I am trying really hard to accept people even when i don't like them. But they're not making it easy at all. I wonder if other people know what I'm talking about or feel the way i do. It's hard to be nice when all you want to do is be meaner. Its hard to ignore when they're always in your face. Its hard to be the bigger person when they are always calling you names and putting not only you down but your beliefs down. Its hard not to call them out when they are being hypocritical. Its hard to keep friendships with people who treat you like scum. Its hard to watch people tear you apart. Its hard to obey. It's hard to be nice to them. It's hard to keep your anger under control. Its hard not to fight. Its hard to not to do the things they are doing right back. Its hard to understand them. Its hard to feel sorry for them. Its hard to love them. Its hard to call them your friend. Its hard to not attack them like they've done to me. Its hard to respond to them when your voice doesn't matter. Its hard not to tell them they're gonna regret this. Its hard to love the sinner and hate the sin. Its hard.... but i am trying. hard.

October 16, 2008

My Family is Forever...

My family is the best family in the world. I have the greatest mom on earth, the greatest dad on earth, the greatest brother on earth, and even the greatest dog on earth. I'm not even kidding.

My dad is the most kind, gentle, loving person that I have ever met. I am so blessed to have him as my father. He is not only my pop, but he is my best friend. We have a lot in common. In fact I am the one who everyone says looks like him, which to me should be the other way around. haha. But my dad has beautiful thick blond hair, as do I, he has a great passion for the UCLA Bruins, I'm his buddy when it comes to that. My dad is completely anal about keeping things clean, which i am not, but he is especially anal about keeping his boat nice and clean, and that is the only thing that i am anal about. He is the more laid back let the others talk and get their feelings out but I'll put my two cents in kind of guy, as am I. My dad loves to tease and kid around and make people laugh, which I also think is a talent I have. When other teenagers were embarrassed to be around their parents, I was the one going to the movies with them and hanging out with them. I didn't care what others thought, which brings me to my mother...

My mom has always been the type to not care about what others think or say about her, a trait that i have been working on. She is known as the funky one in the family, or until I came along. She used to have the funky hair styles and now i have them and I can't get her to change her hair at all. She has always been the "smart" one, and what i mean is, she always knows whats going to happen before it does. She rationalizes things, she makes you think and she can give a mean guilt trip. But no matter what, She is the best mom a girl can have. She is so knowledgeable about everything, maybe except when it comes to the remote but, she has more courage than anyone i know, and she is so beautiful on the inside and out. She is the type of woman that i can only hope and wish i can become. She is the rock in my life, besides Christ, and my inspiration. She is my other half, my light, my best friend and she is an incredible role model, which brings me to my brother....

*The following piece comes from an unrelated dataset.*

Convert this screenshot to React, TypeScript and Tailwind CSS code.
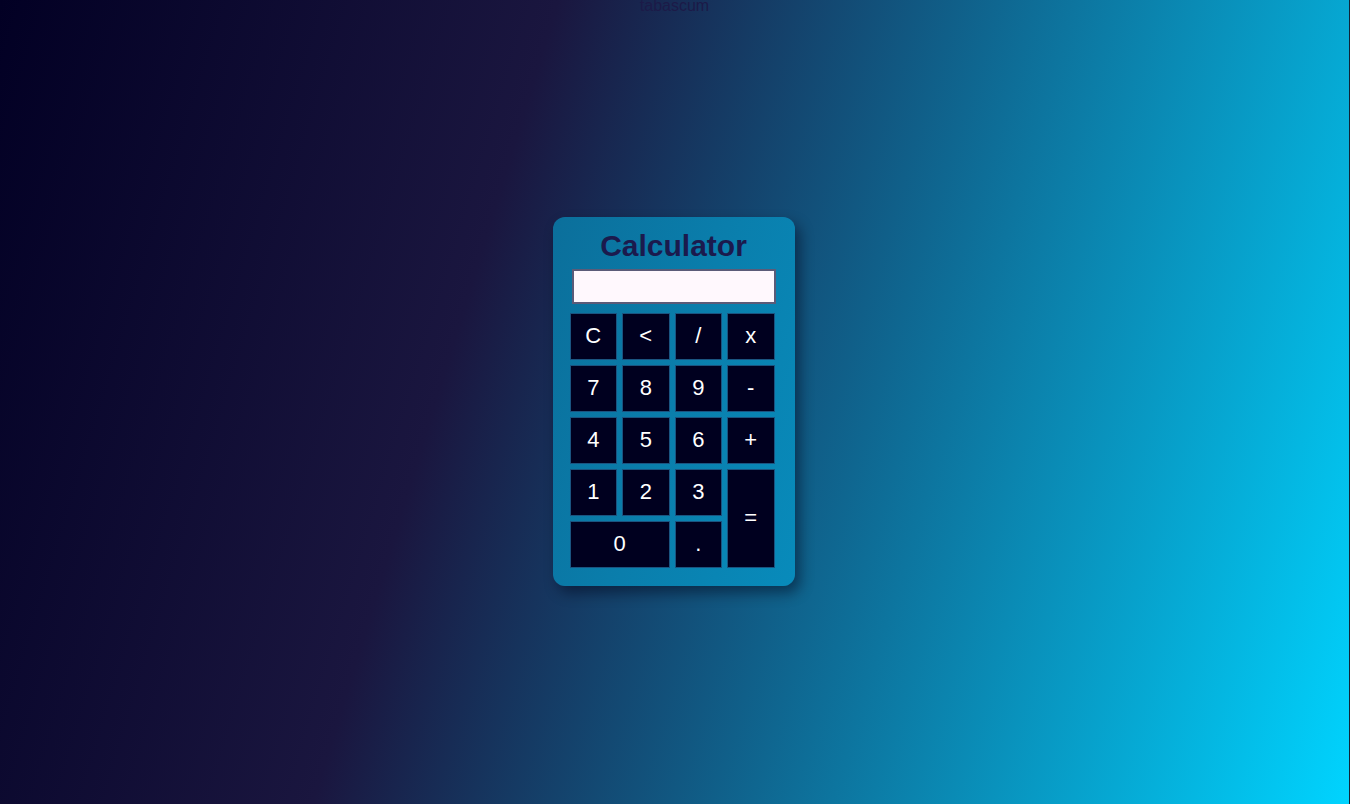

When i was a younger child i always wanted to be just like my big brother, who am i kidding i still want to be like my big brother. haha. But when i was really little i can remember always asking my dad to comb my hair just like Gregory's when i had gotten out of the tub. I can remember the couple times he had run away and i was devastated. I can remember always wanting to be around my cool older brother when he was in high school. Now that we are older he actually likes to hang out with me. Which makes me incredibly happy, because all my life i had just wanted to hang out with my brother, and now he wants to. I mean he wasn't that bad of a brother, we just didn't get along. But i can remember some of the good times when we had gotten along. Like when we were real young he would play barbies with me and i loved it. Another time, we had bonded at a really really boring family reunion up in northern Utah, we actually had fun together. Time has gone by and my big bro is gone and living in Hawaii and i love to talk to him on the phone, he may not call at the best times but i do love talking to him. I still want to be like my big brother, but now in different ways. He is very knowledgeable, like my mom, he stands up for what he believes in, which i am staring to do, (vote yes on prop 8) hehe... but really..... He is funny and loving and social which are things i am trying to get better at, and he is opinionated. His opinion may get me heated some times, but i admire his opinions and his willingness to express them. My brother is great, and i love that we have become such good friends and i cant wait until he comes home so we can enjoy more fun times together.

Nick the Dog, what can i say he is a dog. We may not get along all the time, but i still love him. This might sound weird to other people but Nick is like a human in our family. He is loved just as much as me and my brother are. Nick is a very obedient dog, but we definitely have a brother sister relationship, he never listens to me. Sometimes i imagine him talking crap on me or thinking that he doesn't have to listen to me because I'm not the mom or the dad. ha. I'm the one who feeds him! I could starve him! ha. But i wouldn't because I love him, even though he can be a pain sometimes.
Family is an extremely important thing. I am so blessed and grateful to have a mom and dad who love me and have raised me with such high standards and morals. They are truly wonderful and loving and they are just perfect for me. I know that i made the right decision when we were picking families in heaven!